The two bedroom one bath addition in the very back of the house was done in '47 and is a poor attempt at matching the style of the house. These were done by a different owner and builder than the Rowland/Maybeck team.
If my speculations are correct then we have a Maybeck house with "half a Maybeck" additions in '39 and some crap added to the back in '47. This makes our house about 50% Maybeck by square footage and that creates the opinion of some that it is a watered down design and was a Maybeck copy done by his friend Rowland. It has been difficult to explain this story to experts as the layers of work over the years have created a lot of confusion and the more likely story requires exhaustive research to understand. Finding one more scrap of evidence relating to the house with Maybeck's name on it would help triangulate the wealth of late period Maybeck details with the Rowland letter where he says it was a Maybeck design. Unfortunately, the Maybeck papers at the CED archives are highly guarded and somewhat disorganized. A sketch of a detail of our house could easily be sitting in a box of miscellaneous papers at the CED archives that are uncategorized or tucked into a folder relating to another project.

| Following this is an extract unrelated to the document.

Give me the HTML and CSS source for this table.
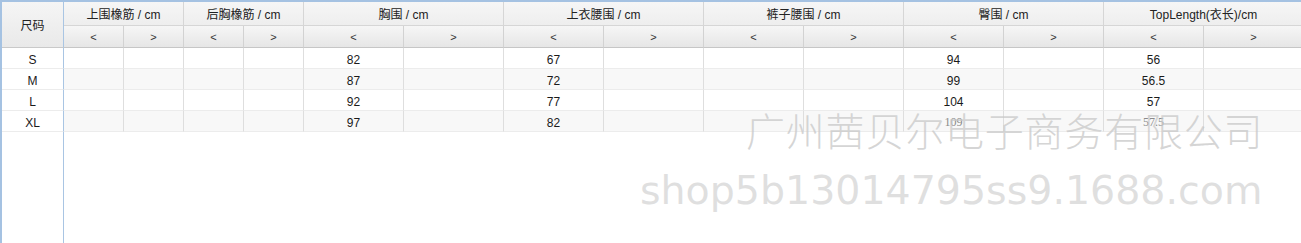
FILE: index.html
```html
<!DOCTYPE html>
<html lang="zh">
<head>
<meta charset="utf-8">
<link rel="stylesheet" href="styles.css">
</head>
<body>
<div class="frame">
  <div class="grid">
    <div class="hd size-hd">尺码</div>
    <div class="hd g2">上围橡筋 / cm</div>
    <div class="hd g2">后胸橡筋 / cm</div>
    <div class="hd g2">胸围 / cm</div>
    <div class="hd g2">上衣腰围 / cm</div>
    <div class="hd g2">裤子腰围 / cm</div>
    <div class="hd g2">臀围 / cm</div>
    <div class="hd g2">TopLength(衣长)/cm</div>

    <div class="sub">&lt;</div><div class="sub">&gt;</div>
    <div class="sub">&lt;</div><div class="sub">&gt;</div>
    <div class="sub">&lt;</div><div class="sub">&gt;</div>
    <div class="sub">&lt;</div><div class="sub">&gt;</div>
    <div class="sub">&lt;</div><div class="sub">&gt;</div>
    <div class="sub">&lt;</div><div class="sub">&gt;</div>
    <div class="sub">&lt;</div><div class="sub">&gt;</div>

    <div class="c size">S</div><div class="c"></div><div class="c"></div><div class="c"></div><div class="c"></div>
    <div class="c">82</div><div class="c"></div><div class="c">67</div><div class="c"></div><div class="c"></div><div class="c"></div>
    <div class="c">94</div><div class="c"></div><div class="c">56</div><div class="c"></div>

    <div class="c size alt">M</div><div class="c alt"></div><div class="c alt"></div><div class="c alt"></div><div class="c alt"></div>
    <div class="c alt">87</div><div class="c alt"></div><div class="c alt">72</div><div class="c alt"></div><div class="c alt"></div><div class="c alt"></div>
    <div class="c alt">99</div><div class="c alt"></div><div class="c alt">56.5</div><div class="c alt"></div>

    <div class="c size">L</div><div class="c"></div><div class="c"></div><div class="c"></div><div class="c"></div>
    <div class="c">92</div><div class="c"></div><div class="c">77</div><div class="c"></div><div class="c"></div><div class="c"></div>
    <div class="c">104</div><div class="c"></div><div class="c">57</div><div class="c"></div>

    <div class="c size alt">XL</div><div class="c alt"></div><div class="c alt"></div><div class="c alt"></div><div class="c alt"></div>
    <div class="c alt">97</div><div class="c alt"></div><div class="c alt">82</div><div class="c alt"></div><div class="c alt"></div><div class="c alt"></div>
    <div class="c alt faded">109</div><div class="c alt"></div><div class="c alt faded">57.5</div><div class="c alt"></div>

    <div class="filler"></div>
  </div>
  <div class="wm wm-cn">广州茜贝尔电子商务有限公司</div>
  <div class="wm wm-en">shop5b13014795ss9.1688.com</div>
</div>
</body>
</html>
```

FILE: styles.css
```css
html, body {
  margin: 0;
  padding: 0;
  background: #ffffff;
  overflow: hidden;
}

.frame {
  position: relative;
  width: 1301px;
  height: 243px;
  overflow: hidden;
  box-sizing: border-box;
  border-top: 2px solid #a5c2e2;
  border-left: 2px solid #a5c2e2;
  font-family: "Liberation Sans", "Noto Sans CJK SC", sans-serif;
  font-size: 12px;
  color: #1a1a1a;
}

.grid {
  display: grid;
  grid-template-columns: 62px repeat(4, 60px) repeat(10, 100px);
  grid-template-rows: 24px 22px repeat(4, 21px) 1fr;
  height: 241px;
  width: 1364px;
}

.grid > div {
  box-sizing: border-box;
  display: flex;
  align-items: center;
  justify-content: center;
  border-right: 1px solid #dedede;
  white-space: nowrap;
}

.hd {
  background: linear-gradient(#f6f6f6, #eeeeee);
  border-bottom: 1px solid #d6d6d6;
  border-right-color: #d6d6d6 !important;
  color: #222;
}

.g2 {
  grid-column: span 2;
}

.size-hd {
  grid-row: span 2;
  border-right: 1px solid #a9c5e3 !important;
  border-bottom: 1px solid #c9c9c9;
  background: linear-gradient(#f5f5f5, #e9e9e9);
}

.sub {
  background: linear-gradient(#f6f6f6, #e6e6e6);
  border-bottom: 1px solid #c6c6c6;
  border-right-color: #d2d2d2 !important;
  color: #333;
  font-size: 11px;
}

.c {
  border-bottom: 1px solid #ececec;
  background: #ffffff;
  padding-top: 3px;
}

.c.alt {
  background: #f8f8f8;
}

.c.size {
  border-right: 1px solid #a9c5e3;
  background: #ffffff;
}

.c.faded {
  color: #8a8a8a;
  font-family: "Liberation Serif", serif;
}

.filler {
  grid-column: 1 / span 1;
  border-right: 1px solid #a9c5e3 !important;
}

.wm {
  position: absolute;
  white-space: nowrap;
  pointer-events: none;
}

.wm-cn {
  left: 744px;
  top: 101px;
  font-family: "Noto Sans CJK SC", sans-serif;
  font-weight: 300;
  font-size: 39px;
  letter-spacing: 0.8px;
  line-height: 52px;
  color: rgba(200, 200, 200, 0.75);
}

.wm-en {
  left: 638px;
  top: 162px;
  font-family: "DejaVu Sans", sans-serif;
  font-size: 39.5px;
  line-height: 52px;
  color: rgba(215, 215, 215, 0.8);
}
```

I might have to reach out to an author of one of the Maybeck books I have to see if there are any curious drawings they have seen in their research in the CED archives that might help piece this story together.
This sums it up quite nicely:
"This highly unusual Montclair Swiss chalet is packed full of heavy timbers and interesting embellishments. The home is attributed in the listing to “Rowland” which we presume refers to the little known Berkeley design-builders Rowland & Rowland, but this structure is particularly flamboyant even by their standards. The attention to detail and unity of vision here rivals that of any of the best known and most idiosyncratic of Bay Area designers."